飲用水における放射性ヨウ素の濃度、WHOの基準では平時で10Bq/kgが上限とされる。今回適用されている(事故の後に決定された)基準値は300Bq/kgで、確かにWHOの値の30倍である。「それは酷い!」となる前に、この件についての厚労省の資料を確認してみよう。

http://www.mhlw.go.jp/stf/houdou/2r9852000001558e.html

要するに「非常時における暫定値」なのである。今後わが国はWHO基準の30倍まで許容する原子力の天国になります、という意味では決してない。非常時なので一時的にこの値を上限と設定しますから安全のために皆さん守りましょう、という事だ。

この300Bq/kgの値がどのように決定されたかは以下に記述がある。

http://www.nsc.go.jp/info/20100823.pdf

簡単に言えば、50ミリシーベルト/年の許容量の2/3を上限として、食品別に割り当てたものらしい。多少食べるものが偏っても、1/3のマージンがあるから許容量を超えたりはしませんよ、という理解でよい。そして、50ミリシーベルトの許容量がどこから来たか?というと、

http://jglobal.jst.go.jp/public/20090422/200902130976907950

ここなのです。残念ながら申し込みしないと中身は見られないものの、「放射線緊急時における公衆の防護のための介入に関する諸原則」とある。後者2つの資料は震災前のものであり、最後の1つは国内の文書ではない。少なくとも「誤魔化すための30倍」ではない事は理解できよう。

また、先日水道水の測定値が100Bq/kgを越えた時、乳幼児のいる世帯に飲料水が配布された。これは「100 Bq/kgを超えるものは、乳児用調製粉乳及び直接飲用に供する乳に使用しないよう指導すること」という注意書きに従ったものだ。今の所、必要な対策が必要なときに取られていると考えて良いだろう。

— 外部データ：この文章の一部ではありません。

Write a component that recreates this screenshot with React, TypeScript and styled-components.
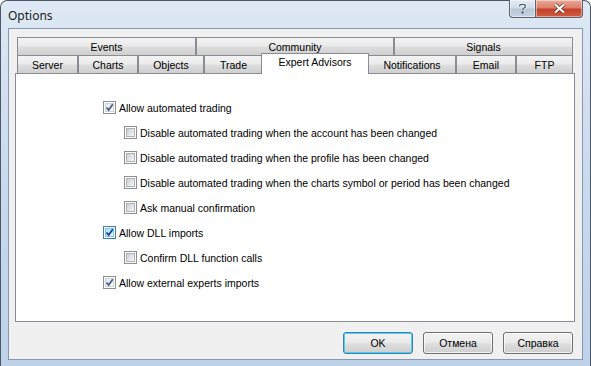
import styled, { createGlobalStyle } from 'styled-components';

const GlobalStyle = createGlobalStyle`
  html, body {
    margin: 0;
    padding: 0;
    overflow: hidden;
    background: #fff;
  }
  body {
    font-family: 'Liberation Sans', Arial, sans-serif;
  }
`;

const Window = styled.div`
  width: 591px;
  height: 366px;
  box-sizing: border-box;
  border: 1px solid #4b5868;
  border-bottom: none;
  border-radius: 7px 7px 0 0;
  padding: 0 7px 6px 7px;
  background: linear-gradient(180deg, #dfe9f5 0%, #d0def0 30%, #c4d6eb 70%, #bed2e9 100%);
  display: flex;
  flex-direction: column;
`;

const TitleBar = styled.div`
  height: 27px;
  display: flex;
  align-items: flex-start;
  justify-content: space-between;
`;

const Title = styled.div`
  font-family: 'Noto Sans', 'Open Sans', sans-serif;
  font-size: 12px;
  color: #1b1b1b;
  margin: 6px 0 0 0;
`;

const Caption = styled.div`
  display: flex;
  margin-top: -1px;
`;

const CaptionButton = styled.div<{ $close?: boolean }>`
  width: ${(p) => (p.$close ? '47px' : '27px')};
  height: 18px;
  box-sizing: border-box;
  border: 1px solid #5b636d;
  border-top: none;
  border-left: ${(p) => (p.$close ? 'none' : '1px solid #5b636d')};
  border-radius: ${(p) => (p.$close ? '0 0 4px 0' : '0 0 0 4px')};
  background: ${(p) =>
    p.$close
      ? 'linear-gradient(180deg, #e9a99a 0%, #dd7f6b 45%, #c4412b 55%, #d35c40 100%)'
      : 'linear-gradient(180deg, #e4ebf3 0%, #d2dce8 45%, #b9c7d8 55%, #c6d3e2 100%)'};
  display: flex;
  align-items: center;
  justify-content: center;
  box-shadow: inset 0 0 0 1px rgba(255, 255, 255, 0.45);
`;

const Client = styled.div`
  flex: 1;
  border: 1px solid #8699b0;
  background: #f0f0f0;
  padding: 8px 7px 0 6px;
  display: flex;
  flex-direction: column;
`;

const TabStrip = styled.div`
  margin: 0 2px;
  display: flex;
  flex-direction: column;
`;

const TabRow = styled.div`
  display: flex;
  height: 18px;
  align-items: flex-end;
`;

const Tab = styled.div<{ $w: number; $active?: boolean }>`
  width: ${(p) => (p.$active ? p.$w + 3 : p.$w)}px;
  height: ${(p) => (p.$active ? 21 : 18)}px;
  box-sizing: border-box;
  flex: none;
  border: 1px solid #898c95;
  border-bottom: none;
  background: ${(p) =>
    p.$active ? '#fff' : 'linear-gradient(180deg, #f3f3f3 0%, #ebebeb 45%, #dddddd 55%, #cfcfcf 100%)'};
  margin: ${(p) => (p.$active ? '-2px -1px -1px -2px' : '0')};
  position: relative;
  z-index: ${(p) => (p.$active ? 1 : 0)};
  font-size: 10.5px;
  color: #000;
  display: flex;
  justify-content: center;
  padding-top: ${(p) => (p.$active ? 2 : 3)}px;
`;

const Panel = styled.div`
  height: 249px;
  box-sizing: border-box;
  border: 1px solid #898c95;
  background: #fff;
  padding: 21px 0 0 87px;
`;

const Option = styled.div<{ $indent?: boolean }>`
  height: 25px;
  display: flex;
  align-items: center;
  padding-left: ${(p) => (p.$indent ? 21 : 0)}px;
  font-size: 10.5px;
  color: #000;
  gap: 3px;
`;

const Box = styled.span<{ $hot?: boolean }>`
  position: relative;
  width: 13px;
  height: 13px;
  box-sizing: border-box;
  flex: none;
  border: 1px solid ${(p) => (p.$hot ? '#3c7fb1' : '#8e8f8f')};
  background: #fff;
  padding: 1px;
  display: flex;
`;

const BoxFill = styled.span<{ $checked?: boolean; $hot?: boolean }>`
  flex: 1;
  border: 1px solid ${(p) => (p.$hot ? '#79c6f9' : p.$checked ? '#d0d4da' : '#aeb2b7')};
  background: ${(p) =>
    p.$hot
      ? 'linear-gradient(135deg, #b1dffd 0%, #e9f7fe 100%)'
      : p.$checked
        ? 'linear-gradient(135deg, #e6e8eb 0%, #fbfbfb 100%)'
        : 'linear-gradient(135deg, #cbcfd5 0%, #f6f6f6 100%)'};
`;

const Mark = styled.svg`
  position: absolute;
  left: 1px;
  top: 1px;
`;

const ButtonRow = styled.div`
  margin-top: 10px;
  padding-right: 2px;
  display: flex;
  justify-content: flex-end;
  gap: 10px;
`;

const Button = styled.div<{ $default?: boolean }>`
  width: 70px;
  height: 22px;
  box-sizing: border-box;
  border: 1px solid ${(p) => (p.$default ? '#3c7fb1' : '#707070')};
  border-radius: 3px;
  background: linear-gradient(180deg, #f2f2f2 0%, #ebebeb 45%, #dddddd 55%, #cfcfcf 100%);
  box-shadow: inset 0 0 0 1px ${(p) => (p.$default ? '#48d1f5' : 'rgba(255,255,255,0.7)')};
  font-size: 10.5px;
  color: #000;
  display: flex;
  align-items: center;
  justify-content: center;
`;

const backTabs = [
  { label: 'Events', w: 179 },
  { label: 'Community', w: 198 },
  { label: 'Signals', w: 179 },
];

const frontTabs = [
  { label: 'Server', w: 61 },
  { label: 'Charts', w: 60 },
  { label: 'Objects', w: 66 },
  { label: 'Trade', w: 59 },
  { label: 'Expert Advisors', w: 105, active: true },
  { label: 'Notifications', w: 88 },
  { label: 'Email', w: 60 },
  { label: 'FTP', w: 57 },
];

const options = [
  { label: 'Allow automated trading', checked: true },
  { label: 'Disable automated trading when the account has been changed', indent: true },
  { label: 'Disable automated trading when the profile has been changed', indent: true },
  { label: 'Disable automated trading when the charts symbol or period has been changed', indent: true },
  { label: 'Ask manual confirmation', indent: true },
  { label: 'Allow DLL imports', checked: true, hot: true },
  { label: 'Confirm DLL function calls', indent: true },
  { label: 'Allow external experts imports', checked: true },
];

function CheckBox({ checked, hot }: { checked?: boolean; hot?: boolean }) {
  return (
    <Box $hot={hot}>
      <BoxFill $checked={checked} $hot={hot} />
      {checked && (
        <Mark width="9" height="9" viewBox="0 0 9 9">
          <path
            d="M1.5 4.5 L3.6 7 L7.8 1.2"
            fill="none"
            stroke={hot ? '#1c3f94' : '#4c5f8c'}
            strokeWidth="1.8"
          />
        </Mark>
      )}
    </Box>
  );
}

function App() {
  return (
    <>
      <GlobalStyle />
      <Window>
        <TitleBar>
          <Title>Options</Title>
          <Caption>
            <CaptionButton>
              <svg width="9" height="11" viewBox="0 0 9 11">
                <path
                  d="M1.5 3.2 C1.5 0.8 7.5 0.8 7.5 3.2 C7.5 5 4.5 5 4.5 7.2"
                  fill="none"
                  stroke="#fff"
                  strokeWidth="2.6"
                />
                <path
                  d="M1.5 3.2 C1.5 0.8 7.5 0.8 7.5 3.2 C7.5 5 4.5 5 4.5 7.2"
                  fill="none"
                  stroke="#4a5564"
                  strokeWidth="1.2"
                />
                <rect x="3.5" y="8.5" width="2" height="2" fill="#4a5564" />
              </svg>
            </CaptionButton>
            <CaptionButton $close>
              <svg width="13" height="11" viewBox="0 0 13 11">
                <path d="M2 1.5 L11 9.5 M11 1.5 L2 9.5" stroke="#6b2a20" strokeWidth="3.6" />
                <path d="M2 1.5 L11 9.5 M11 1.5 L2 9.5" stroke="#fff" strokeWidth="2.2" />
              </svg>
            </CaptionButton>
          </Caption>
        </TitleBar>
        <Client>
          <TabStrip>
            <TabRow>
              {backTabs.map((t) => (
                <Tab key={t.label} $w={t.w}>
                  {t.label}
                </Tab>
              ))}
            </TabRow>
            <TabRow>
              {frontTabs.map((t) => (
                <Tab key={t.label} $w={t.w} $active={t.active}>
                  {t.label}
                </Tab>
              ))}
            </TabRow>
          </TabStrip>
          <Panel>
            {options.map((o) => (
              <Option key={o.label} $indent={o.indent}>
                <CheckBox checked={o.checked} hot={o.hot} />
                {o.label}
              </Option>
            ))}
          </Panel>
          <ButtonRow>
            <Button $default>OK</Button>
            <Button>Отмена</Button>
            <Button>Справка</Button>
          </ButtonRow>
        </Client>
      </Window>
    </>
  );
}

export default App;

もちろん、あくまで「非常時の暫定基準値」なので、もし汚染が長期間継続するような状況になったら自己判断で回避すべきだろう。仮に300Bq/kgが11日継続したら、WHO基準では1年分なので、この辺が判断材料となろう。しかし、現時点で慌てて水の買占めに走る必要性は「全くない」。高い値が検出される時に備えて水道水を貯め置こう。

http://www.city.matsubara.osaka.jp/6,687,14,101.html

水道水は冷蔵庫に入れれば1週間程度もつそうだ(ただし煮沸して使用すること)。放射性ヨウ素半減期は8日なので、1週間後には半分になっているというのも気休め程度の安心材料となる。他の放射性物質半減期はもっと長いので、一応「気休め」ということで。

ただねー、

http://www.waterworks.metro.tokyo.jp/press/h22/press110328-01.html

これはよくありませんな。20Bq/kg以下を「不検出」と公表するなんて。「不検出」と聞いたら「全くないのか安心だ!」と思うでしょ。仮に20Bq/kgだったとしてもWHO基準の2倍なんだから、こういう誤魔化しは良くない。こんな事をするから「ちゃんと仕事をしても信用されない」のが解らないのかなぁ。